I knew that I had to be careful what I said to him. ‘I was on my way up to Cindy’s. I needed somebody to talk to after the argument that we had.’
‘So where have you been all this time?’ he said, fists clenched with tension.
‘I went for a walk to clear my head,’ I said calmly. If only he knew.
Derek started to laugh. ‘Do I have fuckin’ eegit written on my forehead? I know exactly what you’ve been up to. And you needn’t bother going up to Cindy’s. I just smashed her door down and I really don’t think she wants to see you at the moment. Now, I’ll ask you again, where were you?’
I had no choice but to tell him everything. He may have frightened me earlier, but the tables had turned and now
I
was the bad one.
Derek listened to me intently, then said. ‘So ye want to use, d’ye? C’mon then, let’s go.’ With my tail between my legs I did as he said. We both ended up taking heroin that night.
_____
From then on I felt indebted to Derek. He was back using drugs. He had lost his job as a labourer and it was all my fault. But he promised me that I would never have to sell my body again. He became my partner in crime, showing me how to creep into factories and offices to steal petty-cash boxes and anything else that was worth taking. He taught me how to break into apartments and how to do smash-and-grabs. We became like Bonnie and Clyde, feeling invincible and going on robbing rampages every day. We would dress up in business suits in order to take the junkie look off of ourselves and we would brazenly fleece the shops, taking everything, from shelves of Waterford crystal to trays of jewellery. We had buyers all over Dublin and we would make sure to get rid of the stolen goods as quickly as we could. We lived for the moment and thrived on the excitement of it all. But Derek’s mother started to question where all the money was coming from. When she confronted him, he went crazy and started wrecking the place. Derek’s brother chased him out of the house and told him never to come back again.

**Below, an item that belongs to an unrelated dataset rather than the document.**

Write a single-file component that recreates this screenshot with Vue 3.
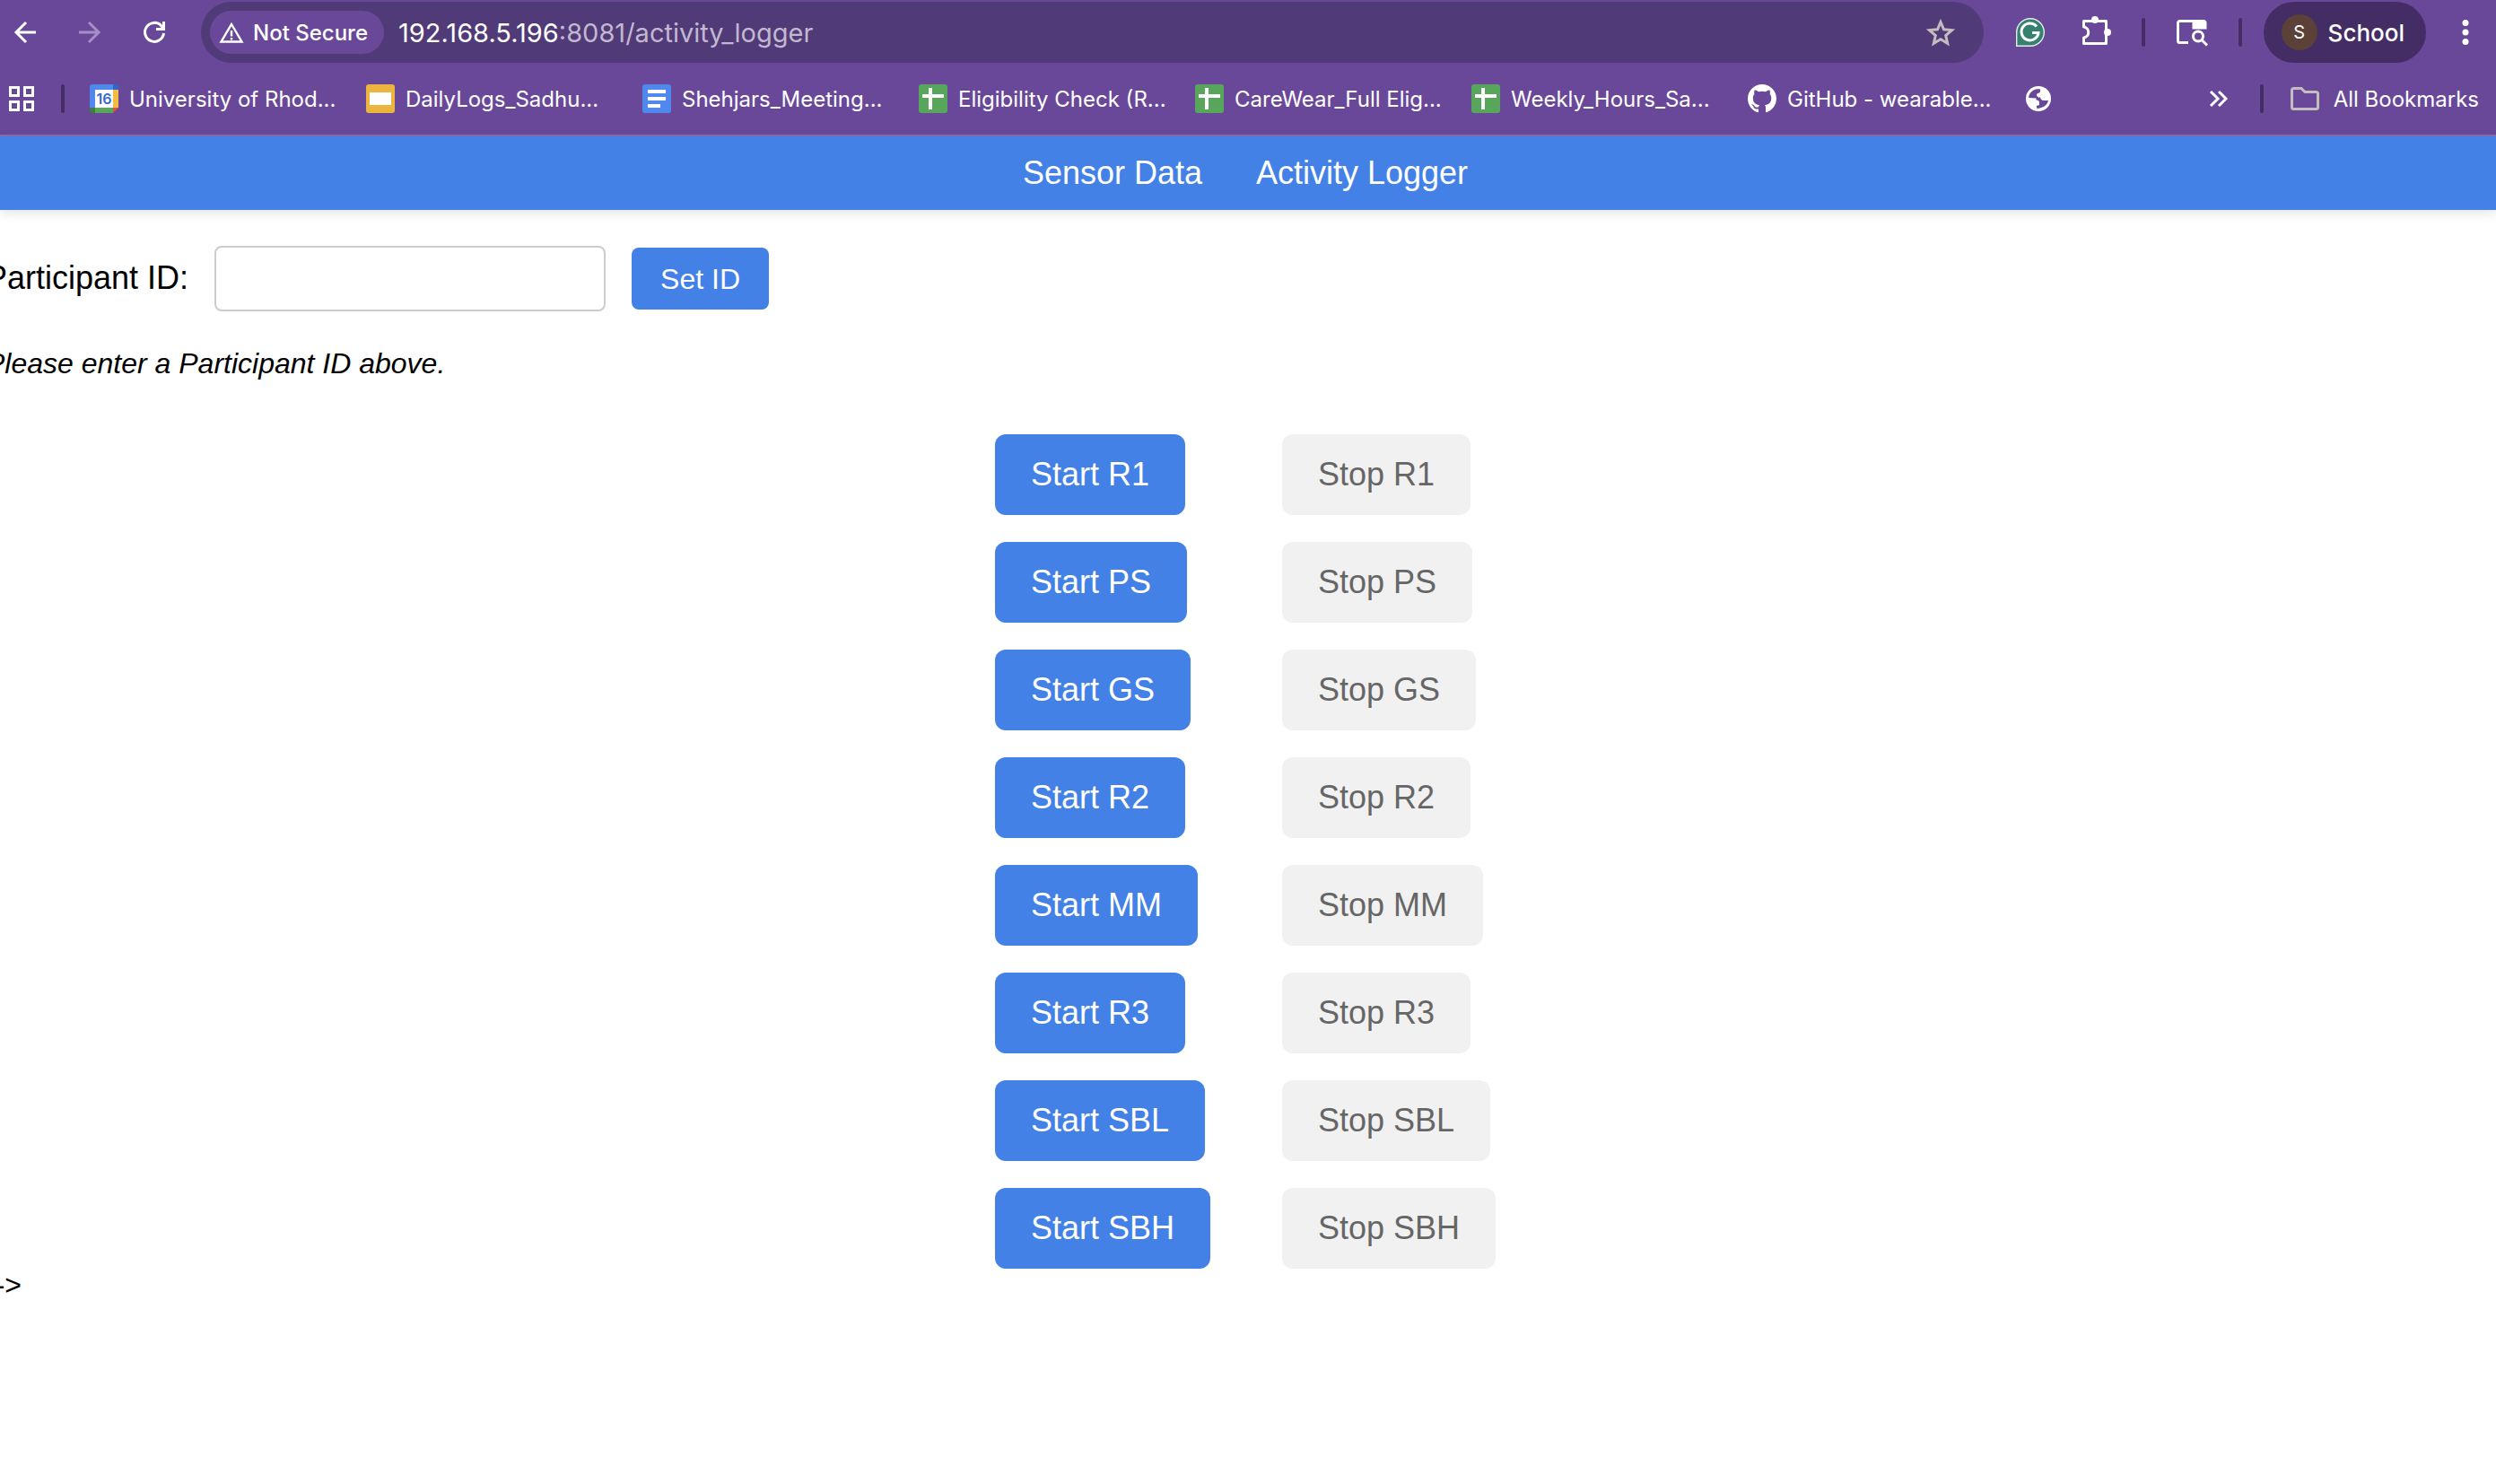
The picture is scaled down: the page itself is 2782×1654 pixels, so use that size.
<script setup>
const bookmarks = [
  { icon: 'calendar', text: 'University of Rhod...' },
  { icon: 'slides', text: 'DailyLogs_Sadhu...' },
  { icon: 'docs', text: 'Shehjars_Meeting...' },
  { icon: 'sheets', text: 'Eligibility Check (R...' },
  { icon: 'sheets', text: 'CareWear_Full Elig...' },
  { icon: 'sheets', text: 'Weekly_Hours_Sa...' },
  { icon: 'github', text: 'GitHub - wearable...' },
]
const activities = ['R1', 'PS', 'GS', 'R2', 'MM', 'R3', 'SBL', 'SBH']
</script>

<template>
  <div class="window">
    <header class="browser">
      <div class="toolbar">
        <button class="icon-btn" aria-label="Back">
          <svg width="24" height="24" viewBox="0 0 24 24" fill="none" stroke="#fff" stroke-width="3"><path d="M24 12H2M13 1L2 12l11 11" /></svg>
        </button>
        <button class="icon-btn forward" aria-label="Forward">
          <svg width="24" height="24" viewBox="0 0 24 24" fill="none" stroke="#a58fc4" stroke-width="3"><path d="M0 12h22M11 1l11 11-11 11" /></svg>
        </button>
        <button class="icon-btn reload" aria-label="Reload">
          <svg width="24" height="24" viewBox="0 0 24 24" fill="none" stroke="#fff" stroke-width="3"><path d="M22.500 13A10.500 10.500 0 1 1 20 5l2 3M22.500 0v8.500H14" /></svg>
        </button>
        <div class="omnibox">
          <button class="chip">
            <svg width="28" height="25" viewBox="0 0 28 25"><path d="M14 3L2.500 22.500h23z" fill="none" stroke="#fff" stroke-width="2.400" /><path d="M14 10v6.500M14 18v2.500" stroke="#fff" stroke-width="2.400" /></svg>
            <span>Not Secure</span>
          </button>
          <div class="url"><span class="host">192.168.5.196</span>:8081/activity_logger</div>
          <button class="icon-btn" aria-label="Bookmark this page">
            <svg width="32" height="30" viewBox="0 0 32 30"><path d="M16 3.500l3.500 8.300 9 .8-6.800 5.900 2 8.800-7.700-4.600-7.700 4.600 2-8.800-6.800-5.900 9-.8z" fill="none" stroke="#c3bdc0" stroke-width="3" /></svg>
          </button>
        </div>
        <div class="tools">
          <button class="icon-btn" aria-label="Grammarly">
            <svg width="32" height="32" viewBox="0 0 32 32"><path d="M.7 31.300V16A15.300 15.300 0 1 1 16 31.300z" fill="#36806f" stroke="#e4ece9" stroke-width="1.400" /><path d="M23 9.500A9.500 9.500 0 1 0 25 16.500H18" fill="none" stroke="#fff" stroke-width="3" /></svg>
          </button>
          <button class="icon-btn puzzle" aria-label="Extensions">
            <svg width="34" height="36" viewBox="0 0 34 36"><path d="M3.500 5.500h25v25h-25V24c7-1 7-11 0-12z" fill="none" stroke="#fff" stroke-width="3" stroke-linejoin="round" /><circle cx="16" cy="4" r="4" fill="#fff" /><circle cx="30" cy="18" r="4" fill="#fff" /></svg>
          </button>
          <i class="divider"></i>
          <button class="icon-btn" aria-label="Search tabs">
            <svg width="36" height="32" viewBox="0 0 36 32" fill="none" stroke="#fff" stroke-width="3"><path d="M14 27.500H4.500a2 2 0 0 1-2-2v-20a2 2 0 0 1 2-2H31a2 2 0 0 1 2 2V11H20V4" /><path d="M20 3h13v8H20z" fill="#fff" stroke="none" /><circle cx="25" cy="20.500" r="5.500" /><path d="M29 24.500l6 6" /></svg>
          </button>
          <i class="divider"></i>
          <button class="profile"><span class="avatar">S</span><span>School</span></button>
          <button class="icon-btn" aria-label="Menu">
            <svg width="8" height="28" viewBox="0 0 8 28" fill="#fff"><circle cx="4" cy="3.500" r="3.500" /><circle cx="4" cy="14" r="3.500" /><circle cx="4" cy="24.500" r="3.500" /></svg>
          </button>
        </div>
      </div>

      <div class="bookmarks">
        <button class="icon-btn" aria-label="Apps">
          <svg width="28" height="28" viewBox="0 0 28 28" fill="none" stroke="#fff" stroke-width="3"><path d="M1.500 1.500h9v9h-9zM17.500 1.500h9v9h-9zM1.500 17.500h9v9h-9zM17.500 17.500h9v9h-9z" /></svg>
        </button>
        <i class="divider"></i>
        <nav class="bookmark-list">
          <a v-for="b in bookmarks" :key="b.text" href="#" class="bookmark">
            <svg v-if="b.icon === 'calendar'" width="32" height="32" viewBox="0 0 32 32"><path d="M3 0h23v6H6v20H0V3a3 3 0 0 1 3-3z" fill="#5088ee" /><path d="M26 0h3a3 3 0 0 1 3 3v3h-6z" fill="#2f66c8" /><path d="M26 6h6v20h-6z" fill="#f3bb44" /><path d="M26 26h6l-6 6z" fill="#dc5144" /><path d="M6 26h20v6H6z" fill="#58a55c" /><path d="M0 26h6v6H3a3 3 0 0 1-3-3z" fill="#3b7f43" /><path d="M6 6h20v20H6z" fill="#fff" /><text x="16" y="22" text-anchor="middle" font-size="16" font-weight="600" fill="#3069ce">16</text></svg>
            <svg v-else-if="b.icon === 'slides'" width="32" height="32" viewBox="0 0 32 32"><rect width="32" height="32" rx="3" fill="#ebb53f" /><path d="M4 9h24v14H4z" fill="#fff" /></svg>
            <svg v-else-if="b.icon === 'docs'" width="32" height="32" viewBox="0 0 32 32"><rect width="32" height="32" rx="3" fill="#5088ee" /><path d="M6 6h20v4H6zM6 14h20v4H6zM6 22h14v4H6z" fill="#fff" /></svg>
            <svg v-else-if="b.icon === 'sheets'" width="32" height="32" viewBox="0 0 32 32"><rect width="32" height="32" rx="3" fill="#58a55c" /><path d="M4 11h24v4H4zM11 4h4v24h-4z" fill="#fff" /></svg>
            <svg v-else width="32" height="32" viewBox="0 0 16 16"><path fill="#fff" d="M8 0C3.580 0 0 3.580 0 8c0 3.540 2.290 6.530 5.470 7.590.4.070.55-.17.55-.38 0-.19-.01-.82-.01-1.490-2.010.37-2.530-.49-2.690-.94-.09-.23-.48-.94-.82-1.130-.28-.15-.68-.52-.01-.53.63-.01 1.080.58 1.230.82.72 1.210 1.870.87 2.330.66.07-.52.28-.87.51-1.070-1.780-.2-3.640-.89-3.640-3.950 0-.87.31-1.590.82-2.150-.08-.2-.36-1.020.08-2.120 0 0 .67-.21 2.200.82.64-.18 1.320-.27 2-.27s1.360.09 2 .27c1.530-1.040 2.200-.82 2.200-.82.44 1.100.16 1.920.08 2.120.51.56.82 1.270.82 2.150 0 3.070-1.870 3.750-3.650 3.950.29.25.54.73.54 1.480 0 1.070-.01 1.930-.01 2.200 0 .21.15.46.55.38A8.010 8.010 0 0 0 16 8c0-4.420-3.580-8-8-8z" /></svg>
            <span>{{ b.text }}</span>
          </a>
          <a href="#" class="bookmark" aria-label="Site">
            <svg width="32" height="32" viewBox="0 0 32 32"><circle cx="16" cy="16" r="14" fill="#fff" /><path d="M5 15C5.500 10 9 6.500 14 5.300h4v2.200c0 1.500-1 2.500-3 2.500l-1 1v2l2 1c0 1-.5 1.500-2 1.500zM18 14c0 2 1.500 4 4 4h5C26 23 21 27 14 26.800V24l3-1v-2.500c0-2-1-3-3.500-3V15h3z" fill="#69489a" /></svg>
          </a>
        </nav>
        <button class="icon-btn more" aria-label="More bookmarks">
          <svg width="20" height="18" viewBox="0 0 20 18" fill="none" stroke="#fff" stroke-width="3"><path d="M1 1l8 8-8 8M10 1l8 8-8 8" /></svg>
        </button>
        <i class="divider"></i>
        <button class="all">
          <svg width="32" height="26" viewBox="0 0 32 26"><path d="M3.500 1.500H12l4 4h12.500a2 2 0 0 1 2 2v15a2 2 0 0 1-2 2h-25a2 2 0 0 1-2-2v-19a2 2 0 0 1 2-2z" fill="none" stroke="#c3bdc0" stroke-width="3" /></svg>
          <span>All Bookmarks</span>
        </button>
      </div>
    </header>

    <nav class="site-nav">
      <a href="#">Sensor Data</a>
      <a href="#">Activity Logger</a>
    </nav>

    <main class="page">
      <form class="id-form" @submit.prevent>
        <label for="pid">Participant ID:</label>
        <input id="pid" type="text" />
        <button type="submit">Set ID</button>
      </form>
      <p class="status">Please enter a Participant ID above.</p>
      <div class="activities">
        <template v-for="a in activities" :key="a">
          <button class="start">Start {{ a }}</button>
          <button class="stop" disabled>Stop {{ a }}</button>
        </template>
      </div>
      <div class="stray">--&gt;</div>
    </main>
  </div>
</template>

<style>
body {
  margin: 0;
  background: #fff;
  overflow-x: hidden;
}
</style>

<style scoped>
.window {
  font-family: "Liberation Sans", Arial, sans-serif;
  color: #000;
}
button {
  font: inherit;
  border: 0;
  padding: 0;
  margin: 0;
  background: none;
  color: inherit;
  white-space: nowrap;
}
a {
  color: inherit;
  text-decoration: none;
}
svg {
  display: block;
  flex: none;
  overflow: visible;
}
.browser {
  background: #69489a;
  border-bottom: 2px solid #8a6bb0;
  color: #fff;
  font-family: Inter, "Noto Sans", sans-serif;
  font-size: 24px;
  font-weight: 500;
}
.toolbar {
  display: flex;
  align-items: center;
  padding: 2px 30px 0 16px;
}
.forward,
.reload {
  margin-left: 48px;
}
.omnibox {
  flex: 1;
  display: flex;
  align-items: center;
  height: 68px;
  margin-left: 40px;
  padding: 0 32px 0 10px;
  border-radius: 34px;
  background: #513a78;
  box-sizing: border-box;
}
.chip {
  display: flex;
  align-items: center;
  gap: 10px;
  height: 48px;
  padding: 0 18px 0 10px;
  border-radius: 24px;
  background: #69489a;
}
.url {
  flex: 1;
  margin-left: 16px;
  font-size: 29px;
  font-weight: 400;
  color: #c2b8d0;
}
.host {
  color: #fff;
}
.tools {
  display: flex;
  align-items: center;
  margin-left: 36px;
}
.puzzle {
  margin-left: 40px;
}
.divider {
  flex: none;
  width: 4px;
  height: 32px;
  border-radius: 2px;
  background: #432d64;
}
.tools .divider {
  margin: 0 34px;
}
.tools .divider + .profile {
  margin-left: -10px;
}
.profile {
  display: flex;
  align-items: center;
  gap: 12px;
  height: 68px;
  margin-right: 40px;
  padding: 0 24px 0 20px;
  border-radius: 34px;
  background: #432d64;
  font-size: 26px;
}
.avatar {
  width: 40px;
  height: 40px;
  border-radius: 50%;
  background: #5b4138;
  font-size: 20px;
  line-height: 40px;
  font-weight: 400;
}
.bookmarks {
  display: flex;
  align-items: center;
  height: 80px;
  padding: 0 19px 0 10px;
}
.bookmarks > .divider {
  margin: 0 30px;
}
.more + .divider {
  margin-left: 36px;
}
.bookmark-list {
  flex: 1;
  display: flex;
  margin-left: -2px;
}
.bookmark {
  display: flex;
  align-items: center;
  gap: 12px;
  width: 308px;
  white-space: nowrap;
}
.bookmark:last-child {
  width: auto;
}
.bookmark,
.all {
  font-weight: 400;
}
.all {
  display: flex;
  align-items: center;
  gap: 16px;
}
.site-nav {
  display: flex;
  justify-content: center;
  gap: 60px;
  padding: 20px 6px 20px 0;
  background: #4381e6;
  box-shadow: 0 4px 12px rgba(0, 0, 0, 0.1);
  color: #fff;
  font-size: 36px;
  line-height: 42px;
}
.page {
  margin-left: -16px;
  padding-top: 40px;
  font-size: 32px;
  line-height: 36px;
}
.id-form {
  display: flex;
  align-items: center;
}
.id-form label {
  padding-bottom: 2px;
  font-size: 36px;
}
.id-form input {
  width: 436px;
  height: 73px;
  margin: 0 29px;
  border: 2px solid #ccc;
  border-radius: 8px;
  background: #fff;
  font: inherit;
  padding: 0 16px;
  box-sizing: border-box;
}
.id-form button {
  height: 69px;
  padding: 0 32px;
  border-radius: 8px;
  background: #4381e6;
  color: #fff;
}
.status {
  margin: 40px 0 61px;
  font-style: italic;
}
.activities {
  display: grid;
  grid-template-columns: 240px 238px;
  justify-content: center;
  justify-items: start;
  gap: 30px 80px;
  padding-left: 10px;
}
.activities button {
  height: 90px;
  padding: 0 40px;
  border-radius: 12px;
  font-size: 36px;
}
.start {
  background: #4381e6;
  color: #fff;
}
.stop {
  background: #f1f1f1;
  color: #666;
}
</style>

Derek was beginning to show his other side. I was terrified of him, but I felt trapped. Trapped between him and the heavy brick that was my addiction. And I had no idea how to escape. We spent our nights sleeping in cars and sometimes if we were lucky we would find unoccupied apartments that were fully decorated and ready for someone to move into.
Then Derek began to sell drugs around Ballymun. He would walk around as though he owned the place, wearing his favourite red puffa jacket, with an old pair of tracksuit bottoms and slippers. People would make a joke out of his dress sense but they knew not to push him too far.
We both needed somewhere to stay in Ballymun, so Derek brought me to an empty flat that we were allowed to use for a couple of weeks. He took out our heroin and began to cook up. ‘Put me out a bit, will you,’ I said timidly.
‘No, you’re not getting any,’ he said through gritted teeth.
‘That’s my gear as well, you know,’ I protested.
He just glared at me and I knew that I was walking on eggshells. He knew that he could torture me by withholding drugs. Eventually, he said, ‘Why should I when you’re doin’ the fuckin’ dirt on me?’ I knew that he was just looking for an argument, so I kept my mouth shut until he calmed down and eventually handed me the heroin. After having a turn-on I slept all day and night. When I woke up the next day I couldn’t move. I hadn’t eaten in days and I felt really weak. Derek told me that I had slept all that time with my eyes open and I knew that our chaotic lifestyle was wearing me down. I stayed indoors for about a week, living in squalor and keeping our drugs, munchies and cigarettes at hands reach. I felt empty and powerless, especially when Derek wanted to have sex. He would aggressively pull my head back by my hair, almost choking me. But I couldn’t seem to find the energy or the courage to tell him to stop.
At this stage, I hadn’t seen my family in weeks. When I did finally go home, my grandparents and Laurence were shocked to see the state that I was in. ‘Oh my God, what have you done to yourself?’ my grandmother shrilled. ‘Go and have a shower and put your pyjamas on and I’ll make you something to eat.’ My grandfather was sitting like a statue in the kitchen, frozen in shock. His face dropped when he saw me. ‘Holy Jaysus, what are you like!’ he said and then went back to reading his newspaper. Laurence still didn’t want to speak to me. ‘I don’t want to know. No wonder you’re in a heap, with all those scumbags you hang around with. You’re just as bad as them anyway,’ he said as he ran up to his bedroom and stayed there for the night. I have only now come to realise just how much pain I inflicted on Laurence. At the time, no-one really said anything to me about my problems, except to make sarcastic remarks. I had grown up with a family where no-one knew how to express themselves. We kept the peace at all costs.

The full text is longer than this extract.